Understanding R9: Red Accuracy That Matters
R9 measures how accurately a lamp renders strong, saturated reds (the color sample most affected by spectral gaps in LED lamps).[6] Because skin tones contain red undertones, R9 directly affects how natural people look during video calls or in photographs under your lamp.[6] For anyone editing photos, evaluating fabric or paint colors, or presenting on camera, R9 scores matter as much as the general CRI.
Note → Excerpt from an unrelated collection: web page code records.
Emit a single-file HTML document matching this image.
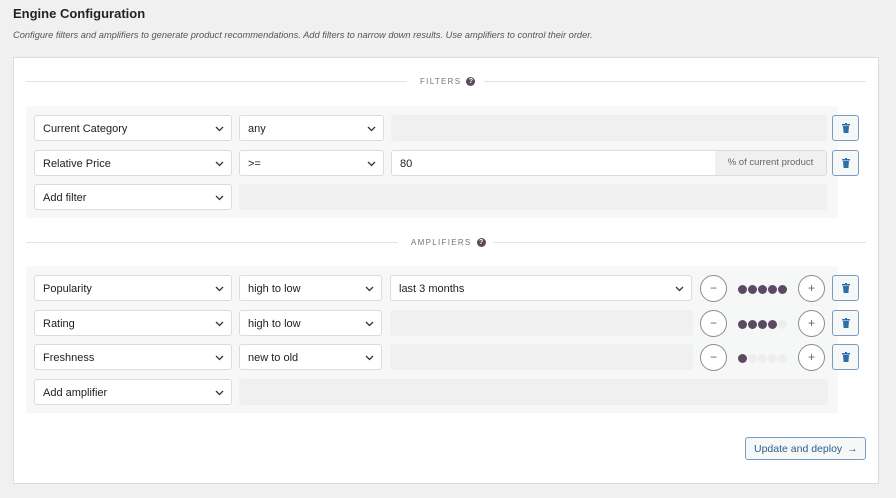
<!DOCTYPE html>
<html><head><style>
*{box-sizing:border-box;margin:0;padding:0}
body{width:896px;height:498px;background:#f0f0f1;font-family:"Liberation Sans",sans-serif;color:#1e1e1e;position:relative;overflow:hidden}
.a{position:absolute}
h1{position:absolute;left:13px;top:6px;font-size:13px;font-weight:bold;color:#1d2327}
.sub{left:13px;top:30px;font-size:9.3px;font-style:italic;color:#50575e}
.panel{left:13px;top:57px;width:866px;height:427px;background:#fff;border:1px solid #dcdcde}
.line{height:1px;background:#e4e4e4}
.lbl{font-size:8px;letter-spacing:1.3px;color:#757575}
.q{display:inline-block;width:9px;height:9px;border-radius:50%;background:#5c4a5c;color:#fff;font-size:7px;text-align:center;line-height:9px;font-weight:bold;letter-spacing:0;vertical-align:middle;margin-left:5px}
.box{background:#f6f7f7}
.sel{background:#fff;border:1px solid #dcdcde;border-radius:3px;height:26px;font-size:11px;line-height:26px;padding-left:8px;color:#1e1e1e}
.sel svg{position:absolute;right:7px;top:10px}
.grey{background:#f0f0f0;border-radius:3px;height:26px}
.tr{width:27px;height:26px;border:1px solid #7b9cc0;border-radius:3px;background:#f6f7f7}
.tr svg{position:absolute;left:9px;top:7px}
.c{width:27px;height:27px;border:1px solid #8c8c8c;border-radius:50%;background:#fff;text-align:center;line-height:25px;font-size:12px;color:#666}
.dots{font-size:0}
.dots i{display:inline-block;width:9px;height:9px;border-radius:50%;background:#5b4a62;margin-right:1px}
.dots i.o{background:#eeeeee}
.btn{left:745px;top:437px;width:121px;height:23px;border:1px solid #7b9cc0;border-radius:3px;background:#f6f7f7;color:#2c5f8f;font-size:10.5px;line-height:22px;padding-left:8px;white-space:nowrap}
</style></head><body>
<h1>Engine Configuration</h1>
<div class="a sub">Configure filters and amplifiers to generate product recommendations. Add filters to narrow down results. Use amplifiers to control their order.</div>
<div class="a panel"></div>

<div class="a line" style="left:26px;top:81px;width:381px"></div>
<div class="a line" style="left:484px;top:81px;width:382px"></div>
<div class="a lbl" style="left:420px;top:77px">FILTERS<span class="q">?</span></div>

<div class="a box" style="left:26px;top:106px;width:812px;height:112px"></div>

<div class="a sel" style="left:34px;top:115px;width:198px">Current Category<svg width="9" height="6" viewBox="0 0 9 6"><path d="M1 1l3.5 3.5L8 1" fill="none" stroke="#333" stroke-width="1.3"/></svg></div>
<div class="a sel" style="left:239px;top:115px;width:145px">any<svg width="9" height="6" viewBox="0 0 9 6"><path d="M1 1l3.5 3.5L8 1" fill="none" stroke="#333" stroke-width="1.3"/></svg></div>
<div class="a grey" style="left:391px;top:115px;width:436px"></div>
<div class="a tr" style="left:832px;top:115px"><svg width="8" height="10" viewBox="0 0 8 10"><rect x="0" y="1" width="8" height="1.5" fill="#2b6ea8"/><rect x="3" y="0" width="2" height="1.5" fill="#2b6ea8"/><path d="M1 3h6l-.6 7H1.6z" fill="#2b6ea8"/></svg></div>

<div class="a sel" style="left:34px;top:150px;width:198px">Relative Price<svg width="9" height="6" viewBox="0 0 9 6"><path d="M1 1l3.5 3.5L8 1" fill="none" stroke="#333" stroke-width="1.3"/></svg></div>
<div class="a sel" style="left:239px;top:150px;width:145px">&gt;=<svg width="9" height="6" viewBox="0 0 9 6"><path d="M1 1l3.5 3.5L8 1" fill="none" stroke="#333" stroke-width="1.3"/></svg></div>
<div class="a sel" style="left:391px;top:150px;width:436px">80</div>
<div class="a" style="left:715px;top:151px;width:111px;height:24px;background:#f0f0f0;font-size:9.5px;color:#666;line-height:24px;text-align:center">% of current product</div>
<div class="a tr" style="left:832px;top:150px"><svg width="8" height="10" viewBox="0 0 8 10"><rect x="0" y="1" width="8" height="1.5" fill="#2b6ea8"/><rect x="3" y="0" width="2" height="1.5" fill="#2b6ea8"/><path d="M1 3h6l-.6 7H1.6z" fill="#2b6ea8"/></svg></div>

<div class="a sel" style="left:34px;top:184px;width:198px">Add filter<svg width="9" height="6" viewBox="0 0 9 6"><path d="M1 1l3.5 3.5L8 1" fill="none" stroke="#333" stroke-width="1.3"/></svg></div>
<div class="a grey" style="left:239px;top:184px;width:588px"></div>

<div class="a line" style="left:26px;top:242px;width:372px"></div>
<div class="a line" style="left:493px;top:242px;width:373px"></div>
<div class="a lbl" style="left:411px;top:238px">AMPLIFIERS<span class="q">?</span></div>

<div class="a box" style="left:26px;top:266px;width:812px;height:147px"></div>

<div class="a sel" style="left:34px;top:275px;width:198px">Popularity<svg width="9" height="6" viewBox="0 0 9 6"><path d="M1 1l3.5 3.5L8 1" fill="none" stroke="#333" stroke-width="1.3"/></svg></div>
<div class="a sel" style="left:239px;top:275px;width:143px">high to low<svg width="9" height="6" viewBox="0 0 9 6"><path d="M1 1l3.5 3.5L8 1" fill="none" stroke="#333" stroke-width="1.3"/></svg></div>
<div class="a sel" style="left:390px;top:275px;width:302px">last 3 months<svg width="9" height="6" viewBox="0 0 9 6"><path d="M1 1l3.5 3.5L8 1" fill="none" stroke="#333" stroke-width="1.3"/></svg></div>
<div class="a c" style="left:700px;top:275px">−</div>
<div class="a dots" style="left:738px;top:285px"><i></i><i></i><i></i><i></i><i></i></div>
<div class="a c" style="left:798px;top:275px">+</div>
<div class="a tr" style="left:832px;top:275px"><svg width="8" height="10" viewBox="0 0 8 10"><rect x="0" y="1" width="8" height="1.5" fill="#2b6ea8"/><rect x="3" y="0" width="2" height="1.5" fill="#2b6ea8"/><path d="M1 3h6l-.6 7H1.6z" fill="#2b6ea8"/></svg></div>

<div class="a sel" style="left:34px;top:310px;width:198px">Rating<svg width="9" height="6" viewBox="0 0 9 6"><path d="M1 1l3.5 3.5L8 1" fill="none" stroke="#333" stroke-width="1.3"/></svg></div>
<div class="a sel" style="left:239px;top:310px;width:143px">high to low<svg width="9" height="6" viewBox="0 0 9 6"><path d="M1 1l3.5 3.5L8 1" fill="none" stroke="#333" stroke-width="1.3"/></svg></div>
<div class="a grey" style="left:390px;top:310px;width:303px"></div>
<div class="a c" style="left:700px;top:310px">−</div>
<div class="a dots" style="left:738px;top:320px"><i></i><i></i><i></i><i></i><i class="o"></i></div>
<div class="a c" style="left:798px;top:310px">+</div>
<div class="a tr" style="left:832px;top:310px"><svg width="8" height="10" viewBox="0 0 8 10"><rect x="0" y="1" width="8" height="1.5" fill="#2b6ea8"/><rect x="3" y="0" width="2" height="1.5" fill="#2b6ea8"/><path d="M1 3h6l-.6 7H1.6z" fill="#2b6ea8"/></svg></div>

<div class="a sel" style="left:34px;top:344px;width:198px">Freshness<svg width="9" height="6" viewBox="0 0 9 6"><path d="M1 1l3.5 3.5L8 1" fill="none" stroke="#333" stroke-width="1.3"/></svg></div>
<div class="a sel" style="left:239px;top:344px;width:143px">new to old<svg width="9" height="6" viewBox="0 0 9 6"><path d="M1 1l3.5 3.5L8 1" fill="none" stroke="#333" stroke-width="1.3"/></svg></div>
<div class="a grey" style="left:390px;top:344px;width:303px"></div>
<div class="a c" style="left:700px;top:344px">−</div>
<div class="a dots" style="left:738px;top:354px"><i></i><i class="o"></i><i class="o"></i><i class="o"></i><i class="o"></i></div>
<div class="a c" style="left:798px;top:344px">+</div>
<div class="a tr" style="left:832px;top:344px"><svg width="8" height="10" viewBox="0 0 8 10"><rect x="0" y="1" width="8" height="1.5" fill="#2b6ea8"/><rect x="3" y="0" width="2" height="1.5" fill="#2b6ea8"/><path d="M1 3h6l-.6 7H1.6z" fill="#2b6ea8"/></svg></div>

<div class="a sel" style="left:34px;top:379px;width:198px">Add amplifier<svg width="9" height="6" viewBox="0 0 9 6"><path d="M1 1l3.5 3.5L8 1" fill="none" stroke="#333" stroke-width="1.3"/></svg></div>
<div class="a grey" style="left:239px;top:379px;width:589px"></div>

<div class="a btn">Update and deploy <span style="margin-left:2px">→</span></div>
</body></html>
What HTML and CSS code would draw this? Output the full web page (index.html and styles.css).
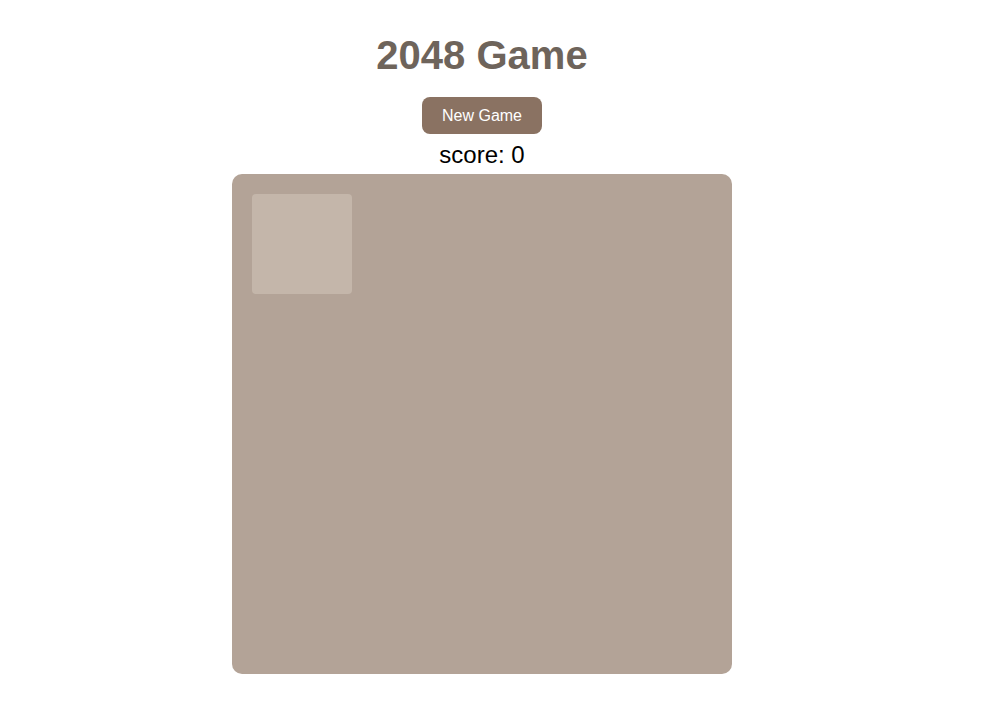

A lamp can claim 90 CRI while having a weak R9 (sometimes below 50), leaving reds looking dark or desaturated.[6] When reviewing a lamp's specifications, always check the data sheet for the R9 value separately (it won't appear on packaging).[6] Look for R9 scores of 90 or higher for color-critical work.[6]
Beyond CRI: Introducing TM-30 and Modern Metrics
As LED technology matured, researchers recognized that CRI, which relies on only eight test colors, was insufficient for evaluating how well modern solid-state lighting actually performed on real-world tasks.[5][8] This recognition led to the development of TM-30-15, a newer standard that uses 99 color samples derived from actual objects and environments.[8]
TM-30-15 offers sub-indexes that provide far more detailed information than CRI alone:[8]
- Fidelity by hue: How accurately the lamp renders each color family (reds, yellows, greens, blues).
- Fidelity by sample: Detailed performance on each of the 99 real-world color objects.
- Chroma shift by hue: Whether colors appear more saturated or less saturated than they should.
- Skin fidelity: How naturally people appear under the lamp (directly relevant for video work and team meetings).
When available, TM-30 metrics provide a richer picture than CRI alone, especially for artist color evaluation and photography. However, TM-30 data sheets are less common in consumer products; CRI with separate R9 reporting remains the practical standard for desk lamp selection. For deeper context on how standards evolved from CRI 80-era LEDs to modern TM-30 reporting, see our LED desk lamp evolution explainer.
Start simple: map your workstyle, then dial lux and CCT. If you're unsure how to set color temperature through the day, use our Desk Lamp Kelvin Guide.
Spectral Power Distribution: Seeing the Whole Picture
The most complete way to understand a lamp's color rendering is to examine its spectral power distribution (SPD), a graph showing exactly how much light the lamp emits at each wavelength across the visible spectrum.[4][9] To understand how different light sources shape SPD and color rendering, compare desk lamp bulb technologies.
Natural daylight produces a broad, continuous SPD that includes energy across all visible wavelengths.[4] Many LED lamps, by contrast, have "peaked" SPDs with distinct bumps at certain wavelengths and dips (sometimes near-zero output) at others.[5][9] A lamp might have strong blue and green output but almost no red, resulting in high brightness but poor color rendering, especially for warm tones.[9]
A high-quality desk lamp should have an SPD that:
- Covers the full visible spectrum (approximately 380-700 nanometers).
- Maintains relatively smooth, continuous output across that range (avoiding sharp gaps).
- Balances the spectrum appropriately for the lamp's color temperature (warmer lamps can emphasize longer wavelengths; cooler lamps include more blue).
If a manufacturer provides an SPD graph in the data sheet, compare its flatness and continuity. Smoother curves generally indicate better color rendering and fewer surprises when you illuminate specific colors.
From Metrics to Real Decisions
Understanding these frameworks simplifies the path to the right lamp. Rather than chasing the brightest option or trusting subjective reviews, you can evaluate a lamp against objective standards that map to your actual task.
For spectrum quality for artists and color-critical roles:
- Confirm CRI is 90 or higher.
- Verify R9 is 90 or higher separately.
- If available, review the SPD graph for smoothness and continuity.
- For maximum confidence, check TM-30 metrics if the manufacturer provides them. Need role-specific picks? See our artist and student task lamp guide for models that maintain high CRI and R9 while controlling glare.
For everyone else using a desk lamp:
- Aim for 90+ CRI as a baseline.
- Prioritize R9 if you work with video or photographs.
- Test the lamp at your desk distance and brightness level before committing (specs measured at unrealistic distances or full brightness do not always translate to your workspace).
One change at a time: start by confirming your lamp's CRI and R9 against the manufacturer's data sheet. If colors look off, spectrum quality is the culprit, not brightness.
Moving Forward
Color accuracy is measurable, verifiable, and non-negotiable for precision work. The frameworks (CRI, R9, SPD, and TM-30) exist precisely because lab metrics translate directly to what you'll see at your desk. Rather than relying on adjectives like "bright" or "natural," you can now ask the right questions and compare lamps on data that matters.
Your next step: gather the specifications (or request a data sheet from the manufacturer) for any lamp you're considering. Look for that CRI number, hunt for R9, and if available, glance at the SPD shape. These three pieces of information will tell you far more than any product photo or testimonial ever could.